May Day in New York has other connotations and since the 1890’s May Day has been known for communists, socialists, union activists and workers marching (sometimes together, sometimes separately) around the city protesting and trying to bring attention to their causes.
But here we see a time when the world was finally at peace, a few months after the conclusion of the Great War (World War I). Soldiers with their hats on can be seen in the extreme foreground observing and enjoying the festivities.
10,000 Girls in Brooklyn, N.Y. May Day fete
Shouts of joy ring through Prospect Park as happy children dance, play games and sing. Photo shows a general view of thousands of girls of the Brooklyn Girls’ Branch of the Public Schools Athletic League in their annual May Day fete in Prospect Park, Brooklyn, New York. (photo credit: Central News Photo Service May 2, 1919)
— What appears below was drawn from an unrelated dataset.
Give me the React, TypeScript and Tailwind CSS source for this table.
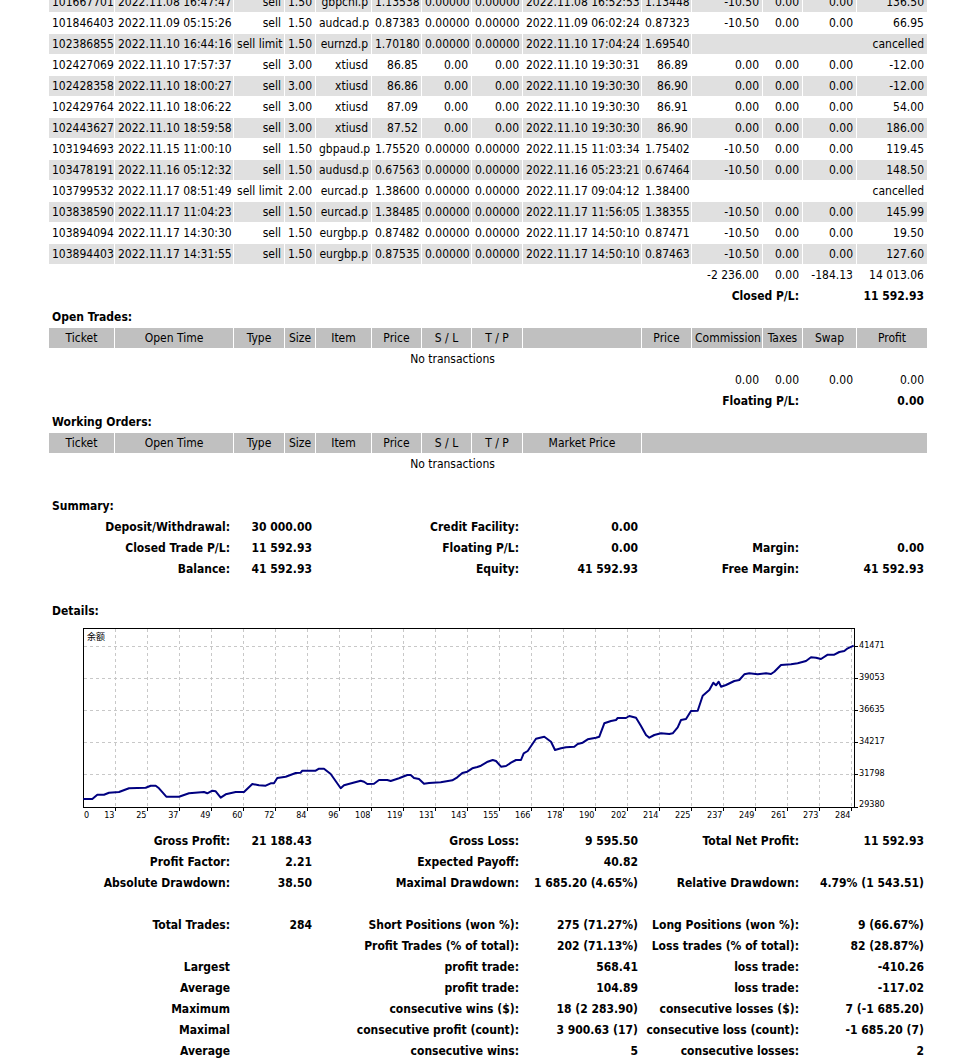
import React from "react";

const cols = [65, 118, 50, 30, 55, 49, 49, 50, 118, 49, 70, 39, 53, 70];
const leftCols = [0, 1, 8];

const trades = [
  ["101667701", "2022.11.08 16:47:47", "sell", "1.50", "gbpchf.p", "1.13538", "0.00000", "0.00000", "2022.11.08 16:52:53", "1.13448", "-10.50", "0.00", "0.00", "136.50"],
  ["101846403", "2022.11.09 05:15:26", "sell", "1.50", "audcad.p", "0.87383", "0.00000", "0.00000", "2022.11.09 06:02:24", "0.87323", "-10.50", "0.00", "0.00", "66.95"],
  ["102386855", "2022.11.10 16:44:16", "sell limit", "1.50", "eurnzd.p", "1.70180", "0.00000", "0.00000", "2022.11.10 17:04:24", "1.69540", "cancelled"],
  ["102427069", "2022.11.10 17:57:37", "sell", "3.00", "xtiusd", "86.85", "0.00", "0.00", "2022.11.10 19:30:31", "86.89", "0.00", "0.00", "0.00", "-12.00"],
  ["102428358", "2022.11.10 18:00:27", "sell", "3.00", "xtiusd", "86.86", "0.00", "0.00", "2022.11.10 19:30:30", "86.90", "0.00", "0.00", "0.00", "-12.00"],
  ["102429764", "2022.11.10 18:06:22", "sell", "3.00", "xtiusd", "87.09", "0.00", "0.00", "2022.11.10 19:30:30", "86.91", "0.00", "0.00", "0.00", "54.00"],
  ["102443627", "2022.11.10 18:59:58", "sell", "3.00", "xtiusd", "87.52", "0.00", "0.00", "2022.11.10 19:30:30", "86.90", "0.00", "0.00", "0.00", "186.00"],
  ["103194693", "2022.11.15 11:00:10", "sell", "1.50", "gbpaud.p", "1.75520", "0.00000", "0.00000", "2022.11.15 11:03:34", "1.75402", "-10.50", "0.00", "0.00", "119.45"],
  ["103478191", "2022.11.16 05:12:32", "sell", "1.50", "audusd.p", "0.67563", "0.00000", "0.00000", "2022.11.16 05:23:21", "0.67464", "-10.50", "0.00", "0.00", "148.50"],
  ["103799532", "2022.11.17 08:51:49", "sell limit", "2.00", "eurcad.p", "1.38600", "0.00000", "0.00000", "2022.11.17 09:04:12", "1.38400", "cancelled"],
  ["103838590", "2022.11.17 11:04:23", "sell", "1.50", "eurcad.p", "1.38485", "0.00000", "0.00000", "2022.11.17 11:56:05", "1.38355", "-10.50", "0.00", "0.00", "145.99"],
  ["103894094", "2022.11.17 14:30:30", "sell", "1.50", "eurgbp.p", "0.87482", "0.00000", "0.00000", "2022.11.17 14:50:10", "0.87471", "-10.50", "0.00", "0.00", "19.50"],
  ["103894403", "2022.11.17 14:31:55", "sell", "1.50", "eurgbp.p", "0.87535", "0.00000", "0.00000", "2022.11.17 14:50:10", "0.87463", "-10.50", "0.00", "0.00", "127.60"],
];

const openHead = ["Ticket", "Open Time", "Type", "Size", "Item", "Price", "S / L", "T / P", "", "Price", "Commission", "Taxes", "Swap", "Profit"];
const orderHead = ["Ticket", "Open Time", "Type", "Size", "Item", "Price", "S / L", "T / P", "Market Price"];

const stats1 = [
  ["Gross Profit:", "21 188.43", "Gross Loss:", "9 595.50", "Total Net Profit:", "11 592.93"],
  ["Profit Factor:", "2.21", "Expected Payoff:", "40.82", "", ""],
  ["Absolute Drawdown:", "38.50", "Maximal Drawdown:", "1 685.20 (4.65%)", "Relative Drawdown:", "4.79% (1 543.51)"],
];

const stats2 = [
  ["Total Trades:", "284", "Short Positions (won %):", "275 (71.27%)", "Long Positions (won %):", "9 (66.67%)"],
  ["", "", "Profit Trades (% of total):", "202 (71.13%)", "Loss trades (% of total):", "82 (28.87%)"],
  ["Largest", "", "profit trade:", "568.41", "loss trade:", "-410.26"],
  ["Average", "", "profit trade:", "104.89", "loss trade:", "-117.02"],
  ["Maximum", "", "consecutive wins ($):", "18 (2 283.90)", "consecutive losses ($):", "7 (-1 685.20)"],
  ["Maximal", "", "consecutive profit (count):", "3 900.63 (17)", "consecutive loss (count):", "-1 685.20 (7)"],
  ["Average", "", "consecutive wins:", "5", "consecutive losses:", "2"],
];

const summary = [
  ["Deposit/Withdrawal:", "30 000.00", "Credit Facility:", "0.00", "", ""],
  ["Closed Trade P/L:", "11 592.93", "Floating P/L:", "0.00", "Margin:", "0.00"],
  ["Balance:", "41 592.93", "Equity:", "41 592.93", "Free Margin:", "41 592.93"],
];

// balance curve, traced in page coordinates
const curve = [
  [82.3, 799], [91.3, 799], [96.3, 794.7], [103, 794.7], [108, 792.7], [118, 792], [128, 788.3], [144.7, 787.7],
  [149.7, 785.7], [154.7, 785.7], [158, 788.3], [165.3, 796.7], [178, 796.7], [188, 793.3], [203, 792], [206.3, 793.3],
  [211.3, 790.7], [214.7, 791.3], [219.7, 797.7], [224.7, 794.3], [234.7, 792], [243, 792], [251.3, 784], [258, 785.3],
  [264.7, 785.7], [269.7, 783.3], [273, 783.3], [276.3, 778], [284.7, 776.7], [294.7, 773], [299.7, 772.7], [301.3, 770.7],
  [314.7, 770.7], [318, 768.7], [323, 768.7], [329.7, 774], [339.7, 788.3], [343, 785.3], [351.3, 783], [359.7, 780.7],
  [363, 781.7], [366.3, 784], [373, 783.7], [378, 780], [386.3, 780], [389.7, 781], [398, 778.3], [406.3, 775],
  [409.7, 775], [413, 778], [418, 779], [423, 783.7], [428, 783], [439.7, 782.3], [451.3, 780.3], [456.3, 777.3],
  [461.3, 773], [466.3, 771.7], [471.3, 768.3], [476.3, 767], [480, 765.7], [486.7, 761.7], [491.7, 760], [495, 761],
  [500, 766.7], [505, 766], [510, 762.7], [515, 760], [520, 760], [522.7, 753.3], [526.7, 751], [535, 738.7],
  [543.3, 736.7], [550, 741.7], [554, 750], [560, 748.3], [565, 747.3], [573.3, 746.7], [576.7, 744], [581.7, 742.7],
  [586.7, 739.3], [595, 737.7], [598.3, 736.7], [603.3, 723.3], [610, 721], [615, 720], [616.7, 718], [625, 718],
  [628.3, 716], [635, 717.7], [640, 726], [645, 735], [648.3, 737.7], [653.3, 735], [660, 733.3], [668.3, 734],
  [671.7, 733.3], [676.7, 727.3], [680, 720], [685, 719], [690, 711], [696.7, 710.7], [701.7, 695.7], [708.3, 690],
  [712.3, 682.7], [715, 685.3], [717.7, 681.7], [720, 686.7], [725, 685], [733.3, 681], [738.3, 680], [743.3, 674.3],
  [748.3, 673.3], [756.7, 674.3], [765, 673.3], [770, 674], [773.3, 671.7], [780, 665], [790, 664.3], [796.7, 663.3],
  [805, 661], [810, 657.3], [815, 657.7], [820, 659], [826.7, 654.7], [833.3, 654.7], [838.3, 652], [843.3, 651],
  [846.7, 648.3], [852.7, 645.7],
];

const xLabels = ["13", "25", "37", "49", "60", "72", "84", "96", "108", "119", "131", "143", "155", "166", "178", "190", "202", "214", "225", "237", "249", "261", "273", "284"];
const yLabels = ["41471", "39053", "36635", "34217", "31798"];

const td = "h-[20px] px-[3px] py-0 whitespace-nowrap";
const chartFont = "DejaVu Sans Condensed, Liberation Sans, sans-serif";

function BalanceChart() {
  return (
    <svg viewBox="48 622 880 208" width={880} height={208} className="block">
      <rect x={82.5} y={628.5} width={771} height={179} fill="#fff" stroke="#000" />
      {xLabels.map((l, i) => (
        <g key={i}>
          <line x1={114.5 + i * 32} y1={629} x2={114.5 + i * 32} y2={807} stroke="#c8c8c8" strokeDasharray="3 3" />
          <line x1={114.5 + i * 32} y1={807} x2={114.5 + i * 32} y2={811} stroke="#000" />
          <text x={113.5 + i * 32} y={818} textAnchor="end" fontSize="9" fill="#000" fontFamily={chartFont}>
            {l}
          </text>
        </g>
      ))}
      <text x={83} y={818} fontSize="9" fill="#000" fontFamily={chartFont}>0</text>
      {yLabels.map((l, i) => (
        <g key={l}>
          <line x1={83} y1={646.5 + i * 32} x2={853} y2={646.5 + i * 32} stroke="#c8c8c8" strokeDasharray="3 3" />
          <line x1={853} y1={646.5 + i * 32} x2={857} y2={646.5 + i * 32} stroke="#000" />
          <text x={858} y={647.5 + i * 32} fontSize="9" fill="#000" fontFamily={chartFont}>
            {l}
          </text>
        </g>
      ))}
      <line x1={853} y1={807.5} x2={857} y2={807.5} stroke="#000" />
      <text x={858} y={807} fontSize="9" fill="#000" fontFamily={chartFont}>29380</text>
      <text x={86} y={640} fontSize="9" fill="#000" fontFamily="Noto Sans CJK SC, sans-serif">余额</text>
      <polyline points={curve.map((p) => p.join(",")).join(" ")} fill="none" stroke="#000080" strokeWidth={2} strokeLinejoin="round" />
    </svg>
  );
}

function StatRow({ r }: { r: string[] }) {
  return (
    <tr>
      <td colSpan={2} className={`${td} text-right font-bold`}>{r[0]}</td>
      <td colSpan={2} className={`${td} text-right font-bold`}>{r[1]}</td>
      <td colSpan={4} className={`${td} text-right font-bold`}>{r[2]}</td>
      <td className={`${td} text-right font-bold`}>{r[3]}</td>
      <td colSpan={3} className={`${td} text-right font-bold`}>{r[4]}</td>
      <td colSpan={2} className={`${td} text-right font-bold`}>{r[5]}</td>
    </tr>
  );
}

function Blank() {
  return (
    <tr>
      <td colSpan={14} className={td}></td>
    </tr>
  );
}

function Title({ text }: { text: string }) {
  return (
    <tr>
      <td colSpan={14} className={`${td} text-left font-bold`}>{text}</td>
    </tr>
  );
}

export default function App() {
  return (
    <div className="h-[1062px] overflow-hidden bg-white text-black">
      <table className="-mt-[9px] ml-[48px] w-[880px] table-fixed border-separate border-spacing-px text-[12px] font-['DejaVu_Sans_Condensed','Liberation_Sans',sans-serif]">
        <colgroup>
          {cols.map((w, i) => (
            <col key={i} style={{ width: w }} />
          ))}
        </colgroup>
        <tbody>
          {trades.map((t, i) => (
            <tr key={t[0]}>
              {t.map((v, j) =>
                v === "cancelled" ? (
                  <td key={j} colSpan={4} className={`${td} text-right ${i % 2 === 0 ? "bg-[#e0e0e0]" : ""}`}>cancelled</td>
                ) : (
                  <td key={j} className={`${td} ${leftCols.includes(j) ? "text-left" : "text-right"} ${i % 2 === 0 ? "bg-[#e0e0e0]" : ""}`}>
                    {v}
                  </td>
                )
              )}
            </tr>
          ))}
          <tr>
            <td colSpan={10} className={td}></td>
            <td className={`${td} text-right`}>-2 236.00</td>
            <td className={`${td} text-right`}>0.00</td>
            <td className={`${td} text-right`}>-184.13</td>
            <td className={`${td} text-right`}>14 013.06</td>
          </tr>
          <tr>
            <td colSpan={10} className={td}></td>
            <td colSpan={2} className={`${td} text-right font-bold`}>Closed P/L:</td>
            <td colSpan={2} className={`${td} text-right font-bold`}>11 592.93</td>
          </tr>
          <Title text="Open Trades:" />
          <tr>
            {openHead.map((h, i) => (
              <td key={i} className={`${td} text-center bg-[#c0c0c0]`}>{h}</td>
            ))}
          </tr>
          <tr>
            <td colSpan={13} className={`${td} text-center`}>No transactions</td>
            <td className={td}></td>
          </tr>
          <tr>
            <td colSpan={10} className={td}></td>
            <td className={`${td} text-right`}>0.00</td>
            <td className={`${td} text-right`}>0.00</td>
            <td className={`${td} text-right`}>0.00</td>
            <td className={`${td} text-right`}>0.00</td>
          </tr>
          <tr>
            <td colSpan={10} className={td}></td>
            <td colSpan={2} className={`${td} text-right font-bold`}>Floating P/L:</td>
            <td colSpan={2} className={`${td} text-right font-bold`}>0.00</td>
          </tr>
          <Title text="Working Orders:" />
          <tr>
            {orderHead.map((h, i) => (
              <td key={i} className={`${td} text-center bg-[#c0c0c0]`}>{h}</td>
            ))}
            <td colSpan={5} className={`${td} bg-[#c0c0c0]`}></td>
          </tr>
          <tr>
            <td colSpan={13} className={`${td} text-center`}>No transactions</td>
            <td className={td}></td>
          </tr>
          <Blank />
          <Title text="Summary:" />
          {summary.map((r, i) => (
            <StatRow key={i} r={r} />
          ))}
          <Blank />
          <Title text="Details:" />
          <tr>
            <td colSpan={14} className="h-[208px] p-0">
              <BalanceChart />
            </td>
          </tr>
          {stats1.map((r, i) => (
            <StatRow key={i} r={r} />
          ))}
          <Blank />
          {stats2.map((r, i) => (
            <StatRow key={i} r={r} />
          ))}
        </tbody>
      </table>
    </div>
  );
}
There are two groups that have a dawn maypole every May Day in New York City. My group, Ring O’Bells Morris puts up a pole and dances with anyone who makes the trek to our traditional location in Prospect Park. It’s a wonderful tradition, finishing with a potluck picnic breakfast and well on our way to normal work days by 8:15. We enter the park from Grand Army Plaza at 5:45 May Day morning, but if you’d like other details in advance, write to us at our facebook page. We dance an old English street performing tradition called Cotswold Morris.
https://www.facebook.com/ringobellsmorris/
Manhattanites may be able to find out about the Bouwerie Boys may pole by writing them. I don’t even know for sure what Manhattan park they use now for their may pole.
This is so cool. BTW, I just shared this article with my wife and she says she remembers being in public school celebrating May Day with a traditional maypole dance.